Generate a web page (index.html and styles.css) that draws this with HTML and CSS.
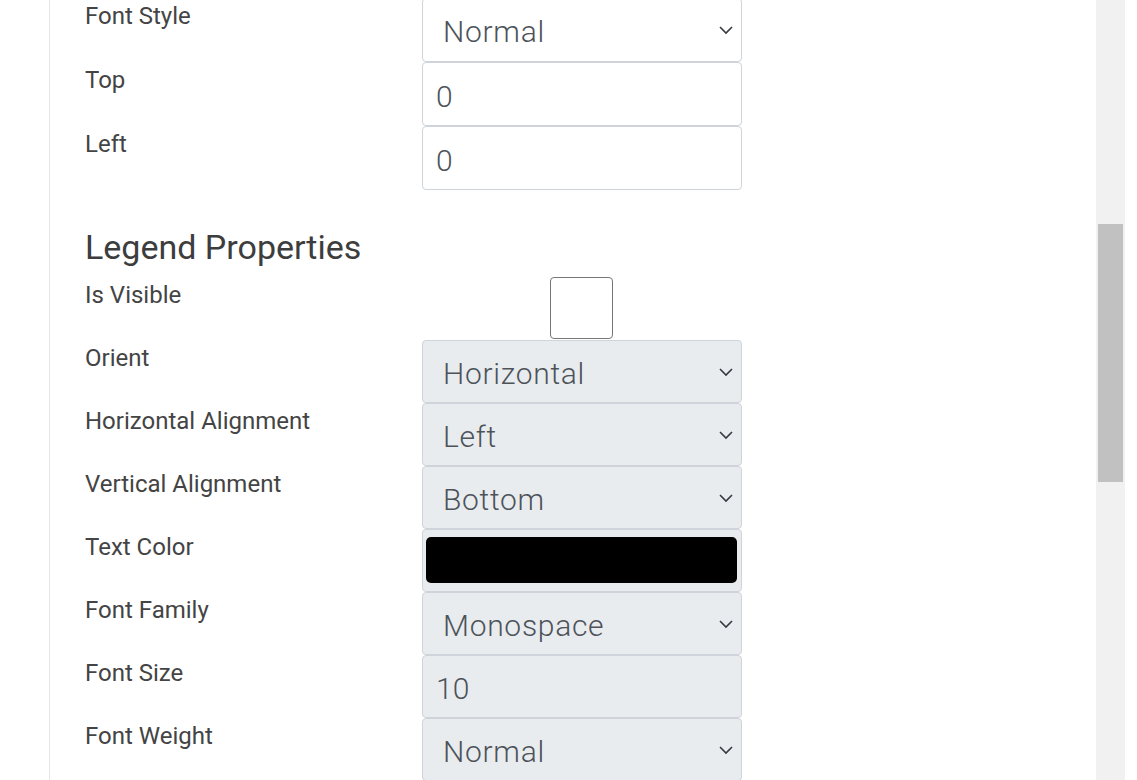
FILE: index.html
```html
<!DOCTYPE html>
<html>
<head>
<meta charset="utf-8">
<link rel="stylesheet" href="styles.css">
</head>
<body>
<div class="frame">
  <div class="gutter"></div>
  <main class="panel">
    <div class="form first">
      <div class="row"><label class="lbl">Font Style</label>
        <select class="ctl sel"><option>Normal</option></select></div>
      <div class="row"><label class="lbl">Top</label>
        <input class="ctl inp" type="text" value="0"></div>
      <div class="row"><label class="lbl">Left</label>
        <input class="ctl inp" type="text" value="0"></div>
    </div>
    <h2 class="section-title">Legend Properties</h2>
    <div class="form">
      <div class="row"><label class="lbl">Is Visible</label>
        <div class="check-cell"><input class="check" type="checkbox"></div></div>
      <div class="row"><label class="lbl">Orient</label>
        <select class="ctl sel" disabled><option>Horizontal</option></select></div>
      <div class="row"><label class="lbl">Horizontal Alignment</label>
        <select class="ctl sel" disabled><option>Left</option></select></div>
      <div class="row"><label class="lbl">Vertical Alignment</label>
        <select class="ctl sel" disabled><option>Bottom</option></select></div>
      <div class="row"><label class="lbl">Text Color</label>
        <div class="ctl color-box"><div class="swatch"></div></div></div>
      <div class="row"><label class="lbl">Font Family</label>
        <select class="ctl sel" disabled><option>Monospace</option></select></div>
      <div class="row"><label class="lbl">Font Size</label>
        <input class="ctl inp" type="text" value="10" disabled></div>
      <div class="row"><label class="lbl">Font Weight</label>
        <select class="ctl sel" disabled><option>Normal</option></select></div>
    </div>
  </main>
  <div class="scrollbar"><div class="thumb"></div></div>
  <div class="edge"></div>
</div>
</body>
</html>
```
FILE: styles.css
```css
* { box-sizing: border-box; }
html, body { margin: 0; padding: 0; background: #fff; }
body {
  font-family: Roboto, "Liberation Sans", Arial, sans-serif;
  color: #3b3b3b;
  overflow: hidden;
}
.frame {
  display: flex;
  height: 780px;
  overflow: hidden;
}
.gutter { width: 49px; flex: none; }
.panel {
  width: 1047px;
  flex: none;
  border-left: 1px solid #e6e6e6;
  padding-left: 35px;
  overflow: hidden;
}
.scrollbar {
  width: 29px;
  flex: none;
  background: #f1f1f1;
  padding: 224px 2px 0 2px;
}
.thumb { height: 258px; background: #c1c1c1; }
.edge { flex: 1; }

.form {
  display: grid;
  grid-template-columns: 337px 320px;
  grid-auto-rows: 63px;
}
.form.first { margin-top: -2px; grid-auto-rows: 64px; }
.form.first .ctl { height: 64px; }
.row { display: contents; }
.lbl {
  font-size: 24px;
  line-height: 37px;
  font-weight: 400;
  color: #444;
}
.section-title {
  font-size: 34px;
  font-weight: 400;
  line-height: 41px;
  margin: 37px 0 9px 0;
  color: #3d3d3d;
}
.ctl {
  width: 320px;
  height: 63px;
  border: 1px solid #ced4da;
  border-radius: 4px;
  background-color: #fff;
  color: #4d5359;
  font-family: Roboto, "Liberation Sans", Arial, sans-serif;
  font-weight: 300;
  margin: 0;
}
.sel {
  appearance: none;
  -webkit-appearance: none;
  font-size: 30px;
  letter-spacing: 0.7px;
  padding: 3px 40px 0 20px;
  background-image: url("data:image/svg+xml,%3Csvg xmlns='http://www.w3.org/2000/svg' width='16' height='10' viewBox='0 0 16 10'%3E%3Cpath d='M2 2l6 6 6-6' fill='none' stroke='%23343a40' stroke-width='1.6'/%3E%3C/svg%3E");
  background-repeat: no-repeat;
  background-position: right 7px center;
  background-size: 16px 10px;
  opacity: 1;
}
.inp {
  font-size: 30px;
  padding: 4px 13px 0 13px;
  outline: none;
}
.ctl:disabled, .color-box { background-color: #e9ecef; color: #4d5359; opacity: 1; }
.check-cell {
  display: flex;
  justify-content: center;
  align-items: flex-start;
}
.check {
  appearance: none;
  -webkit-appearance: none;
  width: 63px;
  height: 62px;
  margin: 0 0 0 -2px;
  border: 1px solid #767676;
  border-radius: 4px;
  background: #fff;
}
.color-box { padding: 7px 4px 8px 3px; }
.swatch { height: 100%; background: #000; border-radius: 5px; }
```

--

### WORK TO BE COMPLETED
All of the data needs repeating exactly, but the pictures do not.

### REPLY
Generate a web page (index.html and styles.css) that draws this with HTML and CSS.
FILE: index.html
```html
<!DOCTYPE html>
<html>
<head>
<meta charset="utf-8">
<link rel="stylesheet" href="styles.css">
</head>
<body>
<div class="frame">
  <div class="gutter"></div>
  <main class="panel">
    <div class="form first">
      <div class="row"><label class="lbl">Font Style</label>
        <select class="ctl sel"><option>Normal</option></select></div>
      <div class="row"><label class="lbl">Top</label>
        <input class="ctl inp" type="text" value="0"></div>
      <div class="row"><label class="lbl">Left</label>
        <input class="ctl inp" type="text" value="0"></div>
    </div>
    <h2 class="section-title">Legend Properties</h2>
    <div class="form">
      <div class="row"><label class="lbl">Is Visible</label>
        <div class="check-cell"><input class="check" type="checkbox"></div></div>
      <div class="row"><label class="lbl">Orient</label>
        <select class="ctl sel" disabled><option>Horizontal</option></select></div>
      <div class="row"><label class="lbl">Horizontal Alignment</label>
        <select class="ctl sel" disabled><option>Left</option></select></div>
      <div class="row"><label class="lbl">Vertical Alignment</label>
        <select class="ctl sel" disabled><option>Bottom</option></select></div>
      <div class="row"><label class="lbl">Text Color</label>
        <div class="ctl color-box"><div class="swatch"></div></div></div>
      <div class="row"><label class="lbl">Font Family</label>
        <select class="ctl sel" disabled><option>Monospace</option></select></div>
      <div class="row"><label class="lbl">Font Size</label>
        <input class="ctl inp" type="text" value="10" disabled></div>
      <div class="row"><label class="lbl">Font Weight</label>
        <select class="ctl sel" disabled><option>Normal</option></select></div>
    </div>
  </main>
  <div class="scrollbar"><div class="thumb"></div></div>
  <div class="edge"></div>
</div>
</body>
</html>
```
FILE: styles.css
```css
* { box-sizing: border-box; }
html, body { margin: 0; padding: 0; background: #fff; }
body {
  font-family: Roboto, "Liberation Sans", Arial, sans-serif;
  color: #3b3b3b;
  overflow: hidden;
}
.frame {
  display: flex;
  height: 780px;
  overflow: hidden;
}
.gutter { width: 49px; flex: none; }
.panel {
  width: 1047px;
  flex: none;
  border-left: 1px solid #e6e6e6;
  padding-left: 35px;
  overflow: hidden;
}
.scrollbar {
  width: 29px;
  flex: none;
  background: #f1f1f1;
  padding: 224px 2px 0 2px;
}
.thumb { height: 258px; background: #c1c1c1; }
.edge { flex: 1; }

.form {
  display: grid;
  grid-template-columns: 337px 320px;
  grid-auto-rows: 63px;
}
.form.first { margin-top: -2px; grid-auto-rows: 64px; }
.form.first .ctl { height: 64px; }
.row { display: contents; }
.lbl {
  font-size: 24px;
  line-height: 37px;
  font-weight: 400;
  color: #444;
}
.section-title {
  font-size: 34px;
  font-weight: 400;
  line-height: 41px;
  margin: 37px 0 9px 0;
  color: #3d3d3d;
}
.ctl {
  width: 320px;
  height: 63px;
  border: 1px solid #ced4da;
  border-radius: 4px;
  background-color: #fff;
  color: #4d5359;
  font-family: Roboto, "Liberation Sans", Arial, sans-serif;
  font-weight: 300;
  margin: 0;
}
.sel {
  appearance: none;
  -webkit-appearance: none;
  font-size: 30px;
  letter-spacing: 0.7px;
  padding: 3px 40px 0 20px;
  background-image: url("data:image/svg+xml,%3Csvg xmlns='http://www.w3.org/2000/svg' width='16' height='10' viewBox='0 0 16 10'%3E%3Cpath d='M2 2l6 6 6-6' fill='none' stroke='%23343a40' stroke-width='1.6'/%3E%3C/svg%3E");
  background-repeat: no-repeat;
  background-position: right 7px center;
  background-size: 16px 10px;
  opacity: 1;
}
.inp {
  font-size: 30px;
  padding: 4px 13px 0 13px;
  outline: none;
}
.ctl:disabled, .color-box { background-color: #e9ecef; color: #4d5359; opacity: 1; }
.check-cell {
  display: flex;
  justify-content: center;
  align-items: flex-start;
}
.check {
  appearance: none;
  -webkit-appearance: none;
  width: 63px;
  height: 62px;
  margin: 0 0 0 -2px;
  border: 1px solid #767676;
  border-radius: 4px;
  background: #fff;
}
.color-box { padding: 7px 4px 8px 3px; }
.swatch { height: 100%; background: #000; border-radius: 5px; }
```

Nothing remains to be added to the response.